Is a Michigan hydro pumped storage facility clean and renewable? Lawmakers, experts disagree
The Ludington Pumped Storage hydroelectric facility in western Michigan is a clean and renewable energy source that should receive credits for its ability to reduce carbon emissions, according to various state and federal lawmakers.
But amid comprehensive energy policy proposals at the federal and state levels, debate swirls over whether the operation along Lake Michigan is actually clean or renewable.
While both sides agree that the electricity generated from the 842-acre reservoir is carbon free, experts say the process of pumping the water from the lake in order to generate electricity is not.
According to the utility that operates the project, nearly 75 percent of the energy used to pump the water comes from coal and natural gas. Twenty-three percent is powered by nuclear and wind, a spokesman from Consumers Energy said.

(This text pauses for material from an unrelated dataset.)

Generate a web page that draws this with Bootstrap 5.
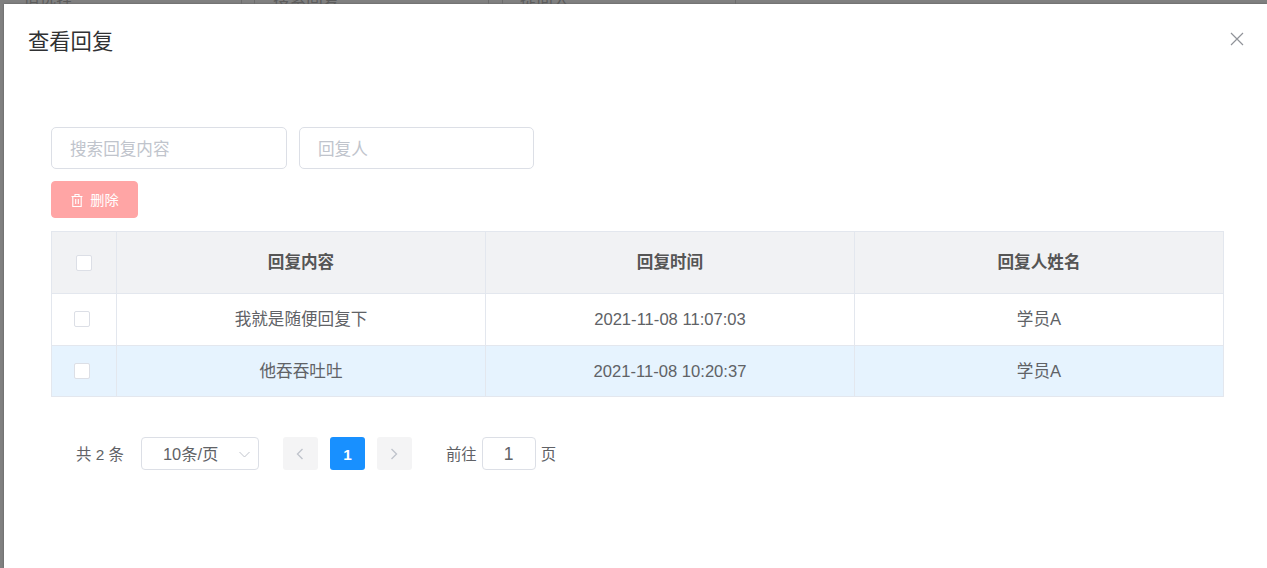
<!DOCTYPE html>
<html lang="zh-CN">
<head>
<meta charset="utf-8">
<title>查看回复</title>
<link href="https://cdn.jsdelivr.net/npm/bootstrap@5.3.0/dist/css/bootstrap.min.css" rel="stylesheet">
<style>
html,body{height:100%;overflow:hidden}
body{background:#808080;font-family:"Liberation Sans","Noto Sans CJK SC",sans-serif;color:#606266}
.shade-strip{height:4px;overflow:hidden;color:#5c5c5c;font-size:16.6px;background:#808080}
.shade-cell{border-right:1px solid #6c6c6c;height:4px;line-height:2px;flex:none}
.dlg{margin-left:4px;height:564px;background:#fff;box-shadow:0 0 2px rgba(0,0,0,.3)}
.dlg-head{height:76px;padding:24px 24px 0 24px}
.dlg-title{font-size:21.3px;line-height:28px;color:#303133;margin:0;font-weight:400}
.dlg-x{width:14px;height:14px;margin-top:4px;margin-right:-1px}
.dlg-body{padding:47px 44px 0 47px}
.fld{height:42px;border:1px solid #dcdfe6;border-radius:5px;padding:3px 18px 0;font-size:16.6px;color:#606266;background:#fff;outline:0}
.fld-a{width:236px}
.fld-b{width:235px}
.fld::placeholder{color:#c0c4cc;opacity:1}
.btn-del{width:87px;height:37px;background:#ffa5a5;border:1px solid #ffa5a5;border-radius:4px;color:#fff;font-size:14.2px;margin-top:12px;padding:2px 0 0}
.grid{width:1172px;margin-top:13px;border-collapse:collapse;table-layout:fixed;font-size:16.6px}
.grid th,.grid td{border:1px solid #e3e7ee;text-align:center;vertical-align:middle;padding:1px 0 0}
.grid th{height:62px;background:#f1f2f4;font-weight:700;color:#555;padding-top:2px}
.grid td{height:52px;background:#fff;color:#606266}
.grid tr.hot td{background:#e6f3fe;height:51px;padding-top:2px}
.grid th .tick{margin-top:-2px}
.tick{display:block;width:16px;height:16px;border:1px solid #dcdfe6;border-radius:2px;background:#fff}
.tick-row{margin-left:22px;margin-top:-2px}
.pager{margin-top:40px;padding-left:25px;height:33px;font-size:15.4px;color:#606266}
.ptxt{padding-top:2px}
.sel{width:118px;height:33px;border:1px solid #dcdfe6;border-radius:4px;margin-left:17px;padding:2px 8px 0 21px;font-size:16.4px}
.pg{width:35px;height:33px;border-radius:3px;background:#f4f4f5;font-size:15.4px}
.pg-on{background:#1890ff;color:#fff;font-weight:700;padding-top:2px}
.jump{width:54px;height:33px;border:1px solid #dcdfe6;border-radius:4px;margin:0 5px;color:#606266;font-size:17.5px;padding-top:2px}
</style>
</head>
<body>
<div class="shade-strip d-flex" aria-hidden="true">
  <div class="shade-cell" style="width:242px;padding-left:23px">请选择</div>
  <div class="shade-cell" style="width:13px"></div>
  <div class="shade-cell" style="width:234px;padding-left:18px">搜索回复</div>
  <div class="shade-cell" style="width:14px"></div>
  <div class="shade-cell" style="width:233px;padding-left:17px">提问人</div>
</div>
<div class="dlg">
  <div class="dlg-head d-flex justify-content-between align-items-start">
    <h5 class="dlg-title">查看回复</h5>
    <svg class="dlg-x" viewBox="0 0 14 14" fill="none" stroke="#909399" stroke-width="1.2"><path d="M1 1l12 12M13 1L1 13"/></svg>
  </div>
  <div class="dlg-body">
    <div class="d-flex" style="gap:12px">
      <input class="fld fld-a" type="text" placeholder="搜索回复内容">
      <input class="fld fld-b" type="text" placeholder="回复人">
    </div>
    <button class="btn-del d-flex align-items-center justify-content-center" type="button">
      <svg width="14" height="15" viewBox="0 0 14 15" fill="none" stroke="#fff" stroke-width="1.1" style="margin-right:6px"><path d="M1.5 3.5h11M5 3.5V1.5h4v2M2.8 3.5v10h8.4v-10M5.7 6v5M8.3 6v5"/></svg>
      <span>删除</span>
    </button>
    <table class="grid">
      <colgroup><col style="width:65px"><col style="width:369px"><col style="width:369px"><col style="width:369px"></colgroup>
      <thead>
        <tr><th><span class="tick mx-auto"></span></th><th>回复内容</th><th>回复时间</th><th>回复人姓名</th></tr>
      </thead>
      <tbody>
        <tr><td><span class="tick tick-row"></span></td><td>我就是随便回复下</td><td>2021-11-08 11:07:03</td><td>学员A</td></tr>
        <tr class="hot"><td><span class="tick tick-row"></span></td><td>他吞吞吐吐</td><td>2021-11-08 10:20:37</td><td>学员A</td></tr>
      </tbody>
    </table>
    <div class="pager d-flex align-items-center">
      <span class="ptxt">共 2 条</span>
      <div class="sel d-flex align-items-center justify-content-between">
        <span>10条/页</span>
        <svg width="11" height="7" viewBox="0 0 11 7" fill="none" stroke="#c0c4cc" stroke-width="1"><path d="M.5 1l5 5 5-5"/></svg>
      </div>
      <div class="pg d-flex align-items-center justify-content-center" style="margin-left:24px">
        <svg width="8" height="12" viewBox="0 0 8 12" fill="none" stroke="#c0c4cc" stroke-width="1.4"><path d="M6.5 1L1.5 6l5 5"/></svg>
      </div>
      <div class="pg pg-on d-flex align-items-center justify-content-center" style="margin-left:12px">1</div>
      <div class="pg d-flex align-items-center justify-content-center" style="margin-left:12px">
        <svg width="8" height="12" viewBox="0 0 8 12" fill="none" stroke="#c0c4cc" stroke-width="1.4"><path d="M1.5 1l5 5-5 5"/></svg>
      </div>
      <span class="ptxt" style="margin-left:34px">前往</span>
      <div class="jump d-flex align-items-center justify-content-center">1</div>
      <span class="ptxt">页</span>
    </div>
  </div>
</div>
<script src="https://cdn.jsdelivr.net/npm/bootstrap@5.3.0/dist/js/bootstrap.bundle.min.js"></script>
</body>
</html>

“CO2 is emitted when the fossil fuels are burned, regardless of whether the energy is stored or not,” said Mark Barteau, director of the University of Michigan Energy Institute. “When the stored energy is consumed, no further emissions occur, although since storage and utilization are not 100 percent efficient, the carbon emissions per megawatt-hour delivered are actually larger than if the energy were used directly rather than stored.”
Construction on the Ludington Pumped Storage Facility started in 1969. It is on the shoreline of Lake Michigan, just south of the small city of Ludington. It is co-owned by Consumers and DTE Energy and operated by Consumers.
The facility’s generating capacity is 1,872 MW, enough to power a city of 1.4 million people, according to Consumers. Water from Lake Michigan is pumped uphill during low-demand periods and stored in the reservoir equivalent in size to two million backyard swimming pools. During high-demand periods, the water is released back downhill, powering turbines and generating electricity.
The facility is widely regarded as an important system for saving ratepayers money. The disagreement surfaces over how it will impact the state’s emission-reduction goals.
“We can’t eliminate the CO2 emissions from our coal plants by storing the energy, whether by pumped hydro or other means, and using it later. What matters is how the energy gets generated in the first place,” Barteau said.